Gross: I think that's fair. But as Matty pointed out, I don't really think it's as bad as it
looks because of foreign currency and because of gasoline. I think the numbers are still
pretty solid. Perhaps not as robust as they used to be, but they're still opening new
stores, they're growing on a per-store basis, retention is still good, you still have the
model working. And I'll add that you're probably ripe for another rise to the membership fee
at some point, which is another level they can pull, assuming the economy and the member
base are strong enough, so we can see some growth there.
Argersinger: There's also been a shift now moving to the new credit card, which, we'll
see. That could either be a good thing and lead to a lot of growth membership, or it
could not. We'll have to see.
Fischer: I have a question for you two guys, who I know follow Costco closely. Does management
talk about Amazon much at all in conference calls?
Hill: Would you, if you were Costco? (laughs) No!
Argersinger: Costco doesn't really mention Amazon by name. But they talk a lot about
their own ecommerce efforts, which are, on a relative basis, doing quite well. And they
have, of course, a relationship with Boxed, which is working out.
Gross: You can -- as you can with Amazon, not to this extent -- buy a lot of junk, an
amazing assortment, you can buy online as well. I've bought some interesting things myself.
Fischer: I would just think, overtime, Amazon will eat into that. Even Costco's business
is vulnerable with subscribe and save on Amazon and all the Prime members.
Argersinger: Pantry deals, that kind of thing.
Fischer: Exactly. We're buying more and more of those basics from Amazon themselves.

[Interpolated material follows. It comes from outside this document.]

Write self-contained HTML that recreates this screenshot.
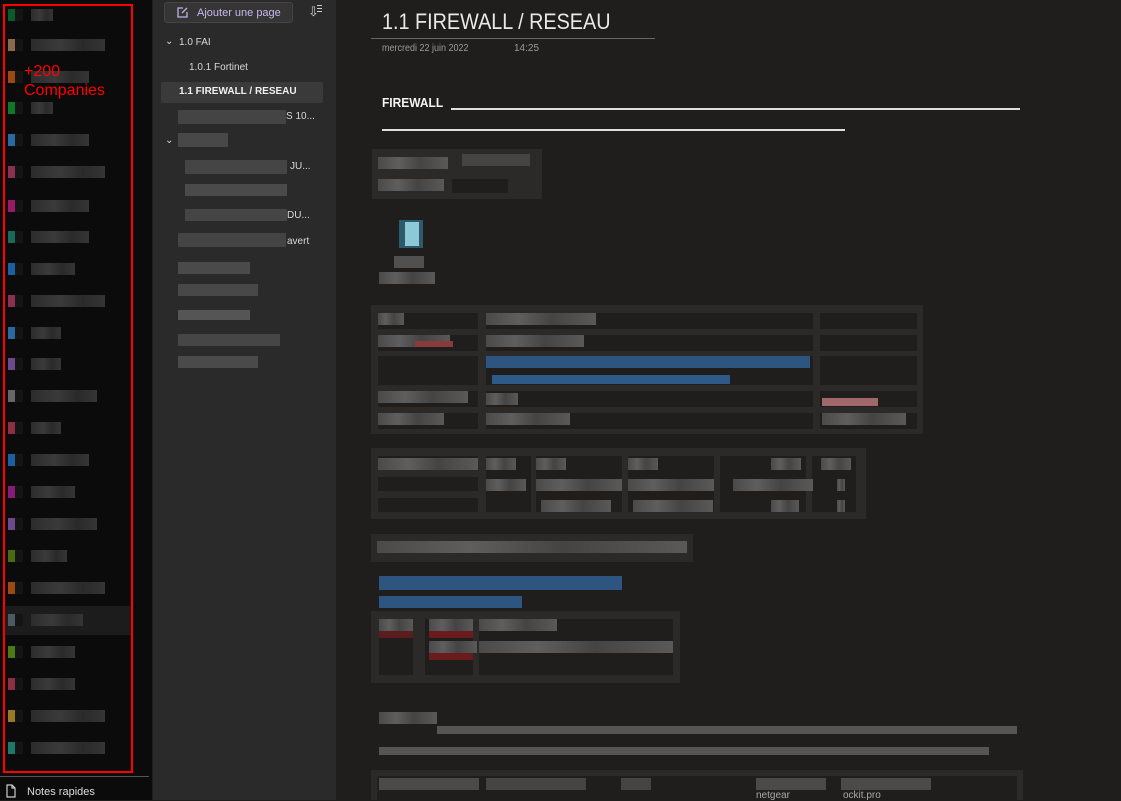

Gross: But, in like a Best Buy, where we say Best Buy is really just a showroom for Amazon,
I don't think you'll ever say that about Costco. You're going to Costco, you're leaving with
a cart full of stuff. If you're going to make that effort--
Fischer: If you're Ron.
Gross: (laughs) I don't think you're going to see, say, seven dozen pieces of licorice
and say, "I'm going to go buy it on Amazon." You're going to walk out with it.
Fischer: Yeah, but they could just not go to Costco, period.